Lion Health Centre ‘super surgery’ opens its doors
Transformation of historic building.
A new £8.5M super surgery opened its doors to patients in April.
Created from the ruins of the historic Foster and Rastrick foundry where the famous Stourbridge Lion steam engine was built, the state-of-the-art health centre will be one of the biggest of its kind in the country.
Known as Lion Health Centre, the 30,000sq ft facility will cater for up to 25,000 patients and will comprise 36 consulting rooms, nursing suite, minor surgery unit, physiotherapy suite and gym, pharmacy and dental practice, lecture theatre, and teaching facilities.
It has seen the area around the River Stour spruced up, which included some landscaping, and there is also a 132-space car park.
One of the most striking features at the centre is the main arch, located on the Stour elevation. This arch was provided by The Window Centre, a local (Solihull) based company, specialising in high quality bespoke glazing solutions.

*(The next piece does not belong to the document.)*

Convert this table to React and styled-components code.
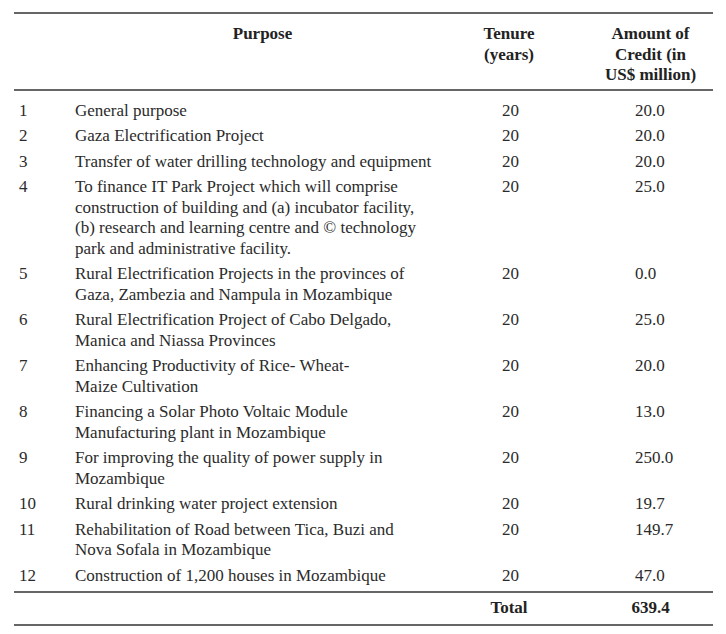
import React from "react";
import styled, { createGlobalStyle } from "styled-components";

const GlobalStyle = createGlobalStyle`
  html, body {
    margin: 0;
    padding: 0;
    background: #ffffff;
  }
  body {
    font-family: "Liberation Serif", "DejaVu Serif", serif;
    color: #2b2b2b;
  }
`;

const Page = styled.div`
  width: 726px;
  height: 634px;
  padding: 12px 13px 0 14px;
  box-sizing: border-box;
  background: #fff;
`;

const Table = styled.div`
  display: grid;
  grid-template-columns: 61px 375px 118px 145px;
  width: 699px;
  border-top: 2px solid #666;
  border-bottom: 2px solid #666;
`;

const HeadCell = styled.div`
  font-weight: 700;
  font-size: 17px;
  line-height: 20.5px;
  text-align: center;
  padding: 10px 0 3px ${(p) => p.$indent || 0}px;
  border-bottom: 2px solid #666;
  color: #222;
`;

const Cell = styled.div`
  font-size: 17px;
  line-height: 20.5px;
  white-space: nowrap;
  padding: ${(p) => (p.$first ? "10px" : "2.5px")} 0
    ${(p) => (p.$last ? "5px" : "2.5px")} ${(p) => p.$indent || 0}px;
`;

const TotalCell = styled.div`
  font-weight: 700;
  font-size: 17px;
  line-height: 20.5px;
  text-align: center;
  padding: 5px 0 5px ${(p) => p.$indent || 0}px;
  border-top: 2px solid #666;
  color: #222;
`;

const rows = [
  ["General purpose"],
  ["Gaza Electrification Project"],
  ["Transfer of water drilling technology and equipment"],
  [
    "To finance IT Park Project which will comprise",
    "construction of building and (a) incubator facility,",
    "(b) research and learning centre and \u00a9 technology",
    "park and administrative facility.",
  ],
  [
    "Rural Electrification Projects in the provinces of",
    "Gaza, Zambezia and Nampula in Mozambique",
  ],
  [
    "Rural Electrification Project of Cabo Delgado,",
    "Manica and Niassa Provinces",
  ],
  ["Enhancing Productivity of Rice- Wheat-", "Maize Cultivation"],
  [
    "Financing a Solar Photo Voltaic Module",
    "Manufacturing plant in Mozambique",
  ],
  ["For improving the quality of power supply in", "Mozambique"],
  ["Rural drinking water project extension"],
  ["Rehabilitation of Road between Tica, Buzi and", "Nova Sofala in Mozambique"],
  ["Construction of 1,200 houses in Mozambique"],
];

const amounts = [
  "20.0",
  "20.0",
  "20.0",
  "25.0",
  "0.0",
  "25.0",
  "20.0",
  "13.0",
  "250.0",
  "19.7",
  "149.7",
  "47.0",
];

export default function App() {
  return (
    <Page>
      <GlobalStyle />
      <Table>
        <HeadCell />
        <HeadCell>Purpose</HeadCell>
        <HeadCell>
          Tenure
          <br />
          (years)
        </HeadCell>
        <HeadCell $indent={20}>
          Amount of
          <br />
          Credit (in
          <br />
          US$ million)
        </HeadCell>

        {rows.map((lines, i) => {
          const first = i === 0;
          const last = i === rows.length - 1;
          return (
            <React.Fragment key={i}>
              <Cell $first={first} $last={last} $indent={5}>
                {i + 1}
              </Cell>
              <Cell $first={first} $last={last}>
                {lines.map((l, j) => (
                  <div key={j}>{l}</div>
                ))}
              </Cell>
              <Cell $first={first} $last={last} $indent={52}>
                20
              </Cell>
              <Cell $first={first} $last={last} $indent={67}>
                {amounts[i]}
              </Cell>
            </React.Fragment>
          );
        })}

        <TotalCell />
        <TotalCell />
        <TotalCell>Total</TotalCell>
        <TotalCell $indent={20}>639.4</TotalCell>
      </Table>
    </Page>
  );
}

The Window Centre was contracted to help with the renovation to not only solve some of the more challenging aspects of the structural glazing but also be considerate to the building’s heritage and combine substantial areas of curtain walling to the modern areas of the project.
It has served to benefit Lion Health Centre greatly. The Stour elevation has a seven-metre diameter arch where the steam locomotive used to come out of. The Window Centre was commissioned to put a curtain walling shaped frame into the arch with bi-parting doors and some particularly large areas of glass.
The Company has undertaken practically almost all of the work on the curtain walling, amounting to 100m of curtain walling, many aluminium doors, arched glazing, parallel openers and light wells.
A particularly impressive feature on the building is the large canopy at the front, which protrudes out of the aluminium arch. Pistons support the canopy, designed to look like the very same pistons that came off the side of the Stourbridge Lion, which was the steam locomotive.
What is striking about this feature on the centre is the amount of detail, such as glazing bars used on the roof that were designed to look like the rails that the locomotive would have run on, which is a great nod to the history of the site.
Standing at the entrance of the arch, another set of doors are visible, and there are two sets of bi-parting doors. Right through the building, at the very end, the Window Centre has installed another frame. Behind this is a casting of two life-size people in flat caps and suede, which again ensures the history of the site is remembered throughout.
The Window Centre was able to maintain its high standards despite adverse weather conditions at the centre, which has benefited from approximately 20 different styles of product.
The Grade II listed building has retained its wrought and cast iron unsupported single span roof, which was the largest in the world when built in 1820, and old foundry equipment is given a new lease of life as bicycle parking outside.
The site is being leased to the GPs by healthcare investors Primary Health Properties, and also those who are working here are understandably excited.
Dr Carol Griffiths said: “As well as being a much more pleasant environment for our patients, it’s going to be fabulous to all be on one site.
“As a teaching practice, we also host a number of GPs in training and medical students and we now have some dedicated space for education, as well as meeting rooms.”
The Architect for the project was Abacus Architects, and the Main Contractor was Amphion Construction.
Work started in October 2012 and is now complete.